When is it ‘just’ a long term side effect after cancer? And when should I seek medical advice?
Three years ago, I was limping towards my final chemotherapy session and I was, quite frankly, a mess.
My white blood cell count had fallen off a cliff. I had no energy at all. My body felt battered and unreliable, and I was emotionally hanging on by my fingernails. Everything hurt. Everything felt hard.
And yet, in the middle of all that, I bundled my little team onto a plane and flew to the south of France to visit a friend, squeezed in between chemo treatments. At the time, I was overwhelmed with guilt that my cancer had hijacked their summer, so I did what so many of us do: I pretended I was fine.
I smiled. I showed up. I pushed through.
What people didn’t see was that I barely slept because of relentless night sweats. My joints ached so badly that getting up and down the stairs was an ordeal. I hobbled quietly, out of sight, and put on a brave face because that felt easier than explaining how broken I felt inside my own body.

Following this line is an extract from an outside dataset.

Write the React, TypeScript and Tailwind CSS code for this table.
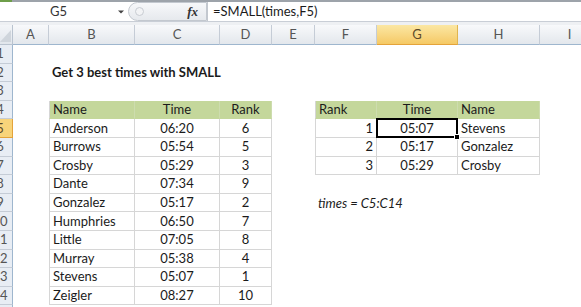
import React from "react";

type Cell = {
  text?: string;
  align?: "left" | "center" | "right";
  kind?: "head" | "body";
  bold?: boolean;
  italic?: boolean;
  overflow?: boolean;
  selected?: boolean;
};

const COLS = [
  { key: "A", w: 36 },
  { key: "B", w: 86 },
  { key: "C", w: 85 },
  { key: "D", w: 52 },
  { key: "E", w: 43 },
  { key: "F", w: 62 },
  { key: "G", w: 81 },
  { key: "H", w: 82 },
  { key: "I", w: 60 },
];

const left = [
  ["Anderson", "06:20", "6"],
  ["Burrows", "05:54", "5"],
  ["Crosby", "05:29", "3"],
  ["Dante", "07:34", "9"],
  ["Gonzalez", "05:17", "2"],
  ["Humphries", "06:50", "7"],
  ["Little", "07:05", "8"],
  ["Murray", "05:38", "4"],
  ["Stevens", "05:07", "1"],
  ["Zeigler", "08:27", "10"],
];

const right = [
  ["1", "05:07", "Stevens"],
  ["2", "05:17", "Gonzalez"],
  ["3", "05:29", "Crosby"],
];

function buildRows(): Record<string, Cell>[] {
  const rows: Record<string, Cell>[] = [];
  for (let r = 1; r <= 15; r++) rows.push({});
  rows[1].B = { text: "Get 3 best times with SMALL", bold: true, overflow: true };
  rows[3].B = { text: "Name", kind: "head", align: "left" };
  rows[3].C = { text: "Time", kind: "head", align: "center" };
  rows[3].D = { text: "Rank", kind: "head", align: "center" };
  rows[3].F = { text: "Rank", kind: "head", align: "left" };
  rows[3].G = { text: "Time", kind: "head", align: "center" };
  rows[3].H = { text: "Name", kind: "head", align: "left" };
  left.forEach((d, i) => {
    rows[4 + i].B = { text: d[0], kind: "body", align: "left" };
    rows[4 + i].C = { text: d[1], kind: "body", align: "center" };
    rows[4 + i].D = { text: d[2], kind: "body", align: "center" };
  });
  right.forEach((d, i) => {
    rows[4 + i].F = { text: d[0], kind: "body", align: "right" };
    rows[4 + i].G = { text: d[1], kind: "body", align: "center", selected: i === 0 };
    rows[4 + i].H = { text: d[2], kind: "body", align: "left" };
  });
  rows[8].F = { text: "times = C5:C14", italic: true, overflow: true };
  return rows;
}

const FONT = { fontFamily: "Lato, 'Open Sans', sans-serif" };

function SheetCell({ cell, w, first, firstCol }: { cell?: Cell; w: number; first: boolean; firstCol: boolean }) {
  const c = cell || {};
  const alignCls =
    c.align === "center" ? "justify-center" : c.align === "right" ? "justify-end pr-[3px]" : "justify-start pl-[3px]";
  let boxCls = "";
  if (c.kind === "head") {
    boxCls = "bg-[#c4d79b] border-r border-b border-r-[#cddcae] border-b-[#c4d79b]";
  } else if (c.kind === "body") {
    boxCls = "bg-white border-r border-b border-[#d6d6d6]";
  }
  if (c.kind && firstCol) boxCls += " border-l border-l-[#d6d6d6]";
  return (
    <div
      className={`relative flex h-full shrink-0 items-center ${alignCls} ${boxCls}`}
      style={{ width: w }}
    >
      {c.text && (
        <span
          className={`whitespace-nowrap text-[13px] leading-none text-[#1b1b1b] ${c.bold ? "font-bold" : ""} ${
            c.italic ? "italic" : ""
          } ${c.overflow ? "relative z-10" : ""}`}
        >
          {c.text}
        </span>
      )}
      {c.selected && (
        <div className="pointer-events-none absolute -left-[1px] -top-[1px] -right-[1px] -bottom-[1px] z-20 border-2 border-black">
          <div className="absolute -bottom-[4px] -right-[4px] h-[6px] w-[6px] border border-white bg-black" />
        </div>
      )}
    </div>
  );
}

export default function App() {
  const rows = buildRows();
  const firstColFor: Record<string, boolean> = { B: true, F: true };
  return (
    <div className="h-[307px] w-[581px] overflow-hidden bg-white" style={FONT}>
      {/* top thin line */}
      <div className="flex h-[2px]">
        <div className="w-[12px] bg-[#6e9e4a]" />
        <div className="flex-1 bg-[#9da3aa]" />
      </div>
      {/* formula bar */}
      <div className="flex h-[20px] items-stretch border-b border-[#c9ced6] bg-white">
        <div className="flex w-[128px] items-center">
          <div className="flex-1 text-center text-[13px] text-[#333]">G5</div>
          <svg width="8" height="6" viewBox="0 0 8 6" className="mr-[3px]">
            <path d="M1 1.5 L4 4.5 L7 1.5 Z" fill="#444" />
          </svg>
        </div>
        <div className="flex w-[79px] items-center rounded-l-full border border-[#c3c8cf] bg-gradient-to-b from-[#f7f8fa] to-[#e6e9ed]">
          <div className="ml-[6px] h-[9px] w-[9px] rounded-full border border-[#c8ccd2] bg-[#f2f3f5]" />
          <div className="flex-1" />
          <span
            className="mr-[8px] text-[13px] font-bold italic text-[#333]"
            style={{ fontFamily: "'Liberation Serif', serif" }}
          >
            fx
          </span>
        </div>
        <div className="flex flex-1 items-center border-l border-[#c3c8cf] pl-[5px] text-[13px] text-[#1b1b1b]">
          =SMALL(times,F5)
        </div>
      </div>
      <div className="h-[3px] bg-[#eef0f3]" />
      {/* column headers */}
      <div className="flex h-[20px]">
        <div className="relative h-full w-[13px] shrink-0 border-r border-b border-[#b9c3cf] bg-gradient-to-b from-[#f3f5f8] to-[#e1e6ec]">
          <svg width="12" height="19" viewBox="0 0 12 19" className="absolute left-0 top-0">
            <path d="M11 5 L11 17 L0 17 Z" fill="#cfd5dc" />
          </svg>
        </div>
        {COLS.map((col) => {
          const active = col.key === "G";
          return (
            <div
              key={col.key}
              className={`flex h-full shrink-0 items-center justify-center border-r border-b text-[13px] ${
                active
                  ? "border-r-[#e0b54f] border-b-[#e4a33a] bg-gradient-to-b from-[#fbe7a3] to-[#f5c964] text-[#5a4a2a]"
                  : "border-r-[#c5ccd6] border-b-[#9eb6ce] bg-gradient-to-b from-[#f8f9fb] to-[#e3e7ec] text-[#555]"
              }`}
              style={{ width: col.w }}
            >
              {col.key}
            </div>
          );
        })}
      </div>
      {/* rows */}
      {rows.map((row, i) => {
        const rn = i + 1;
        const active = rn === 5;
        return (
          <div key={rn} className="flex h-[18.6px]">
            <div
              className={`h-full w-[13px] shrink-0 overflow-hidden border-b border-r ${
                active
                  ? "border-b-[#e4a33a] border-r-[#e4a33a] bg-[#f8d47a] text-[#5a4a2a]"
                  : "border-b-[#c5ccd6] border-r-[#9eb6ce] bg-[#e8edf4] text-[#555]"
              }`}
            >
              <div className="ml-[-13px] flex h-full w-[26px] items-center justify-center text-[13px] leading-none">
                {rn}
              </div>
            </div>
            {COLS.map((col) => (
              <SheetCell
                key={col.key}
                cell={row[col.key]}
                w={col.w}
                first={rn === 4}
                firstCol={!!firstColFor[col.key]}
              />
            ))}
          </div>
        );
      })}
    </div>
  );
}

There are photos from that trip. And there are photos taken in the exact same place three years later.
I am, quite literally, a different person.
Stronger. Healthier. More alive than I ever thought I’d feel again.
And yet… cancer is never quite done with you, is it?
Lately, my long-term side effects have been front of mind again. Which is frustrating, disheartening, and if I’m honest, a bit scary. After a year of feeling genuinely good — barely any aches, moving freely, trusting my body again — my joint pain has flared up seemingly out of nowhere.
I thought I was “over it”.
I thought I was cured.
Apparently not.
My hands hurt enough that typing is painful, which sends my brain spiralling about work and the future. My foot pain has crept back too, and that scares me more than I’d like to admit, because running is my therapy. It’s my headspace. My anchor. The pain isn’t as bad as it once was, but it’s a clear signal that something is off.
And then there’s the mental side of survivorship — the bit we don’t talk about enough.
That quiet, panicky voice that whispers recurrence at the first twinge or flare-up. Even when you logically know that’s unlikely. Even when doctors have reassured you. “Cancery brain” doesn’t listen to logic.
So I find myself running through the mental checklist many of you will recognise:
🥵 Is it the heat making my joints ache?
😧 Is it stress? There are a few life things bubbling away in the background.
☀️ Is it summer holidays and a lack of proper downtime?
🍦 Is it too much sugar? (The ice cream intake is… enthusiastic.)
🏃 Is it too much exercise? I’ve been ramping up training for an event in September.
💤 Is it lack of sleep? Hot nights, busy days, and evenings crammed with work and chores to compensate for daytime parenting.
The truth is, it might be a bit of everything.
This is the reality of long-term side effects after cancer: they don’t follow a neat, upward trajectory. They fluctuate. They ebb and flow. They can improve for months or years, then flare up just when you’ve started to trust your body again.
And that doesn’t mean you’re failing.
It doesn’t mean you’re back at square one.
It doesn’t automatically mean something sinister is happening.
But — and this part matters — it does mean listening.
One of the hardest lessons I’ve learned is the difference between normal post-cancer “background noise” and signs that need medical input. Aches that improve with rest, hydration, sleep, stress management or reduced training are often just that: your body asking for a pause.
Persistent pain, worsening symptoms, new neurological issues, swelling, loss of function, or anything that interferes with daily life for more than a short period deserves checking out. Not because you’re being dramatic, but because you’ve earned the right to be taken seriously.
Hope and realism have to coexist in survivorship.
You can be profoundly grateful to be here and fed up with the ongoing consequences. You can be fitter than you’ve ever been and knocked sideways by side effects. You can love your post-cancer life and mourn the ease you once had.
None of that makes you ungrateful. It makes you human.
Three years on, I am living proof that healing happens. Bodies adapt. Strength returns. Joy comes back in unexpected ways.
But healing is rarely linear.
If you’re in a flare right now, please know this: it doesn’t erase how far you’ve come. Listen to your body. Rest when you need to. Adjust without guilt. And if something doesn’t feel right, ask for help — again, and again if needed.
Cancer may have been the main event, but survivorship is the long game. And you don’t have to play it alone.